» WHAT TO PRODUCE: Locate each line holding the string "image" and copy it.

» GIVEN INFORMATION:
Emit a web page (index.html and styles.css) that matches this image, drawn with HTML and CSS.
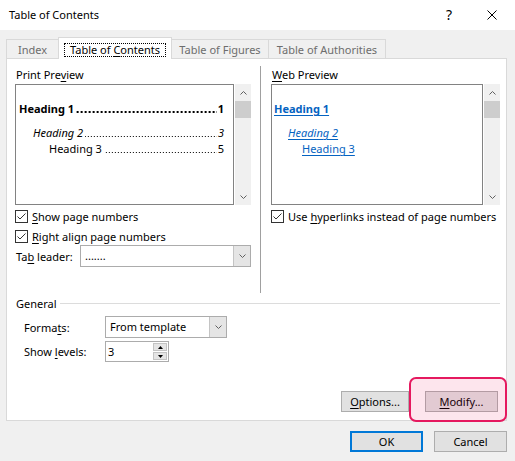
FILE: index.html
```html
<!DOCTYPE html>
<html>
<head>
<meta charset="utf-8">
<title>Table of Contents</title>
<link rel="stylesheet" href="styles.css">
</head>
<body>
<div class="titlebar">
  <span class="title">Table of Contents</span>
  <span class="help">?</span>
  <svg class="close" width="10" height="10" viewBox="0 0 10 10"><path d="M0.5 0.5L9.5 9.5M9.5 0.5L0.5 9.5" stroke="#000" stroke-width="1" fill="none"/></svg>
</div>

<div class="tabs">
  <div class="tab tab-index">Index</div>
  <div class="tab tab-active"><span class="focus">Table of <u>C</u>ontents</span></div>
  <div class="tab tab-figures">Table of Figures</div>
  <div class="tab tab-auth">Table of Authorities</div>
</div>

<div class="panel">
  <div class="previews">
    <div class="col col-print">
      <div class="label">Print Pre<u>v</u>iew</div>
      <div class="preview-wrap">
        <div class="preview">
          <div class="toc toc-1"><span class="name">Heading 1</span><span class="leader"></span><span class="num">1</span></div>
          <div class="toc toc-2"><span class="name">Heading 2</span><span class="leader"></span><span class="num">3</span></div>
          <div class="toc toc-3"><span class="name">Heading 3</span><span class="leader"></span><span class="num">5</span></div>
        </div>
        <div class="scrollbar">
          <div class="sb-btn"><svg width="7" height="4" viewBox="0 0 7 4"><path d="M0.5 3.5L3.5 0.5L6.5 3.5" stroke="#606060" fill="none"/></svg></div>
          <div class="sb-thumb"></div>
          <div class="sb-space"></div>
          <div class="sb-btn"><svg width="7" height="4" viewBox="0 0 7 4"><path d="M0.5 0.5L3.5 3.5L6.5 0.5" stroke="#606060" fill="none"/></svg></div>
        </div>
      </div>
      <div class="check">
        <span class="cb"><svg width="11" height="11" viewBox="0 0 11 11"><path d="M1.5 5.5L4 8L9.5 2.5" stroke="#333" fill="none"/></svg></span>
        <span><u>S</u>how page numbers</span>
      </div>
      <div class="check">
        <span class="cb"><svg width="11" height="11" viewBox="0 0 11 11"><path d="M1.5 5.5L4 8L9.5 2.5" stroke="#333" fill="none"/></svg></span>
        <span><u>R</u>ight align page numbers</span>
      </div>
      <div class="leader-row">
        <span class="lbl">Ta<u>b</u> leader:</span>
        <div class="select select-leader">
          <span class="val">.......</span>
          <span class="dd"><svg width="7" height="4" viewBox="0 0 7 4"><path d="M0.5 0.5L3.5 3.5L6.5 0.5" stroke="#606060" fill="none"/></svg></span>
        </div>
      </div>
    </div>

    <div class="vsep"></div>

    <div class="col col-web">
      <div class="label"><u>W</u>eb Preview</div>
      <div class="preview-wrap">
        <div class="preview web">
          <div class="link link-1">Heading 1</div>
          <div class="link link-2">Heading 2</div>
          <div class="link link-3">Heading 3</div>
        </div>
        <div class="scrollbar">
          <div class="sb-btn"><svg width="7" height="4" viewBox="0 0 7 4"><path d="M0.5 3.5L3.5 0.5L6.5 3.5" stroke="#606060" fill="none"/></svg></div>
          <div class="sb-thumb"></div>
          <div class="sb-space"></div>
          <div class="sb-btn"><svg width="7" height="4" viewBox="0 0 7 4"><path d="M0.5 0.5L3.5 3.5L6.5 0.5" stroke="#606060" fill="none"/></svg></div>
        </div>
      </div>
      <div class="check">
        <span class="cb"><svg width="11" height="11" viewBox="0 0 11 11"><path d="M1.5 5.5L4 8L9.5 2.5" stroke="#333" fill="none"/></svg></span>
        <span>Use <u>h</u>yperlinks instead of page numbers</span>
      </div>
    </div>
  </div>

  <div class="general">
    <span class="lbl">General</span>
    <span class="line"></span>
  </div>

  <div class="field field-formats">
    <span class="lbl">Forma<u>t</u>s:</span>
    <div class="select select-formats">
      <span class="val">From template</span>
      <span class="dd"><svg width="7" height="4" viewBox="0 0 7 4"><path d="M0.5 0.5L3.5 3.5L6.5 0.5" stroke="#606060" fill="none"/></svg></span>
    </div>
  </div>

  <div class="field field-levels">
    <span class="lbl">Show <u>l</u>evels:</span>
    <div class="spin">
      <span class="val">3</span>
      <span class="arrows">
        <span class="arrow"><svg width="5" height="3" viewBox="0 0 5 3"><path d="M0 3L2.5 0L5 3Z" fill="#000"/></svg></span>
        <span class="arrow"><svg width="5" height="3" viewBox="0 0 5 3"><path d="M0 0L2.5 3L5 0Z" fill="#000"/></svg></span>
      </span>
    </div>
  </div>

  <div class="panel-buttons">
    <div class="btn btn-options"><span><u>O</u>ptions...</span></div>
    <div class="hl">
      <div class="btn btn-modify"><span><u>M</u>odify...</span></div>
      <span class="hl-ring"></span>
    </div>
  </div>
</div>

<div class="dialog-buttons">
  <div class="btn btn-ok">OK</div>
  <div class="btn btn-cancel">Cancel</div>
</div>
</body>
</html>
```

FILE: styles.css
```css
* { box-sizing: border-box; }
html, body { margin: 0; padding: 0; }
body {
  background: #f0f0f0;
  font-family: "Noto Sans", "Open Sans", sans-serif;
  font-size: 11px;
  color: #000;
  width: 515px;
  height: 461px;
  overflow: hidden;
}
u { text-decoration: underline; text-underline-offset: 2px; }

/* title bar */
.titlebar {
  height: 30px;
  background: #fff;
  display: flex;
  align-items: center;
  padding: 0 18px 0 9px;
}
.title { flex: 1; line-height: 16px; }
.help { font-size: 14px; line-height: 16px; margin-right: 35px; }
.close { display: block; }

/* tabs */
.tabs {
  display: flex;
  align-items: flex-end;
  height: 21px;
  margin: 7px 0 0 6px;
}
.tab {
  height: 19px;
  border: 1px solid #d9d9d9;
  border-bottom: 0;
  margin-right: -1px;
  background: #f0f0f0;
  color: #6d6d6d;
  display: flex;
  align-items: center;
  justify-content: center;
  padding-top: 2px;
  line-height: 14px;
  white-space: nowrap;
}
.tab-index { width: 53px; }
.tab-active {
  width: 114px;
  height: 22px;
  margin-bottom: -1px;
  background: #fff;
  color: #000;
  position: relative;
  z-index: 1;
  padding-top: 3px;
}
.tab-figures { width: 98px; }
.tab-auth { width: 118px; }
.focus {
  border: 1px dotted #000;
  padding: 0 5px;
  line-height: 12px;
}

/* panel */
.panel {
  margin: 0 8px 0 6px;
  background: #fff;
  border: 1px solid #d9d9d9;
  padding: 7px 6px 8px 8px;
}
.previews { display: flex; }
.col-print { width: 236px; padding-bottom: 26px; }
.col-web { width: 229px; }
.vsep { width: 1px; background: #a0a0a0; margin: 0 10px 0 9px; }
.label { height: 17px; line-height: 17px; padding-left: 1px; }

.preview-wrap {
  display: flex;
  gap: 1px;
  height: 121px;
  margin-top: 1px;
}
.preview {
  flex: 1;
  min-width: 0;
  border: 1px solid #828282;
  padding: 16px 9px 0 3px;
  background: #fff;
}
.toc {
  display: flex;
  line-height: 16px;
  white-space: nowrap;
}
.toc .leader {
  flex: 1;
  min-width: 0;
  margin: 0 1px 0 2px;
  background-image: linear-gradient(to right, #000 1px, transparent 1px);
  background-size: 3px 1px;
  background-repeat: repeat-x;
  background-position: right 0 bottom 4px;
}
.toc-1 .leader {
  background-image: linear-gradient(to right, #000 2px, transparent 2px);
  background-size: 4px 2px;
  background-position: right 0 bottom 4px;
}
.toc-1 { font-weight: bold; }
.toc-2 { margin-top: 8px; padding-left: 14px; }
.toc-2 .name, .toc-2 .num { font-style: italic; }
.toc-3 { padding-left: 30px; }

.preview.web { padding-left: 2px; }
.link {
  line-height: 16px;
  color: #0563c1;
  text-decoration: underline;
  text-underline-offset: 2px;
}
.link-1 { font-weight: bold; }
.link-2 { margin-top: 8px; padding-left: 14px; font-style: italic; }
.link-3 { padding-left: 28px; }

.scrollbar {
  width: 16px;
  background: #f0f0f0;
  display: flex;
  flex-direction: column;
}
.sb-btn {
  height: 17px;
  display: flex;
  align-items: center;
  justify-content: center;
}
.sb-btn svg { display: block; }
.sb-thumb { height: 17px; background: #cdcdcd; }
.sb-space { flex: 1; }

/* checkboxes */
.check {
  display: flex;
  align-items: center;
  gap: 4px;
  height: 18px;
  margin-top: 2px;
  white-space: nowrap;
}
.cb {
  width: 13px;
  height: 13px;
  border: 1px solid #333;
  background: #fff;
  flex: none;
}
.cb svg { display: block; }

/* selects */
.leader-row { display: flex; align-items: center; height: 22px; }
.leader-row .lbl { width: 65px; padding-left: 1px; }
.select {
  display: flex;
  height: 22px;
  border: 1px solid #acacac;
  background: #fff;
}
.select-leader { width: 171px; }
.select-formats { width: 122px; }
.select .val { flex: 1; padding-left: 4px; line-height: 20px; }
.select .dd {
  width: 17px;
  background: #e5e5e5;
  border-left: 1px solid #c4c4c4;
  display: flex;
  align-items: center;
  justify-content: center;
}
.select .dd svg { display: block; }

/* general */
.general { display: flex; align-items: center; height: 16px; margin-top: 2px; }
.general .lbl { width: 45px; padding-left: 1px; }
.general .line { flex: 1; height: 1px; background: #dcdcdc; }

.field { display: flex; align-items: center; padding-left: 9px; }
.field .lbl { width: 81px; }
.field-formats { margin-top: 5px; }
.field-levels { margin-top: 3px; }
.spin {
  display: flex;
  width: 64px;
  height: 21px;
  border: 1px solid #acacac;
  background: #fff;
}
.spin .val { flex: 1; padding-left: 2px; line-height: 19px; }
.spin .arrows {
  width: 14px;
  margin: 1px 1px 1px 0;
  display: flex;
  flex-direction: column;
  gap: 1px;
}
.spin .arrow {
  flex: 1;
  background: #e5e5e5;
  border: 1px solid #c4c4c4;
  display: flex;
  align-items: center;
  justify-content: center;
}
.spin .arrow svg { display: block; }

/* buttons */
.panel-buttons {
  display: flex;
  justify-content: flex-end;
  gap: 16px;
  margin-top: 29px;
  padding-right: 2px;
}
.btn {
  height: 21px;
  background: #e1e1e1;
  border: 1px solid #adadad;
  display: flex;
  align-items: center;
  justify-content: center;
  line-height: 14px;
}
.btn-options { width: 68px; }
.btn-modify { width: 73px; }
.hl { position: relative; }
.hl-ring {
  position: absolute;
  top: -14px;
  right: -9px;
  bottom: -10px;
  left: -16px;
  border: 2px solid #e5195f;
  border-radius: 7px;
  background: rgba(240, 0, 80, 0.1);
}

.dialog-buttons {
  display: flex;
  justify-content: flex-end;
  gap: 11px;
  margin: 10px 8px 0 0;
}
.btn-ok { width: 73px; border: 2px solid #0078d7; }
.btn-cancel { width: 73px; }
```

» EXERCISE ANSWER:
Emit a web page (index.html and styles.css) that matches this image, drawn with HTML and CSS.
  background-image: linear-gradient(to right, #000 1px, transparent 1px);
  background-image: linear-gradient(to right, #000 2px, transparent 2px);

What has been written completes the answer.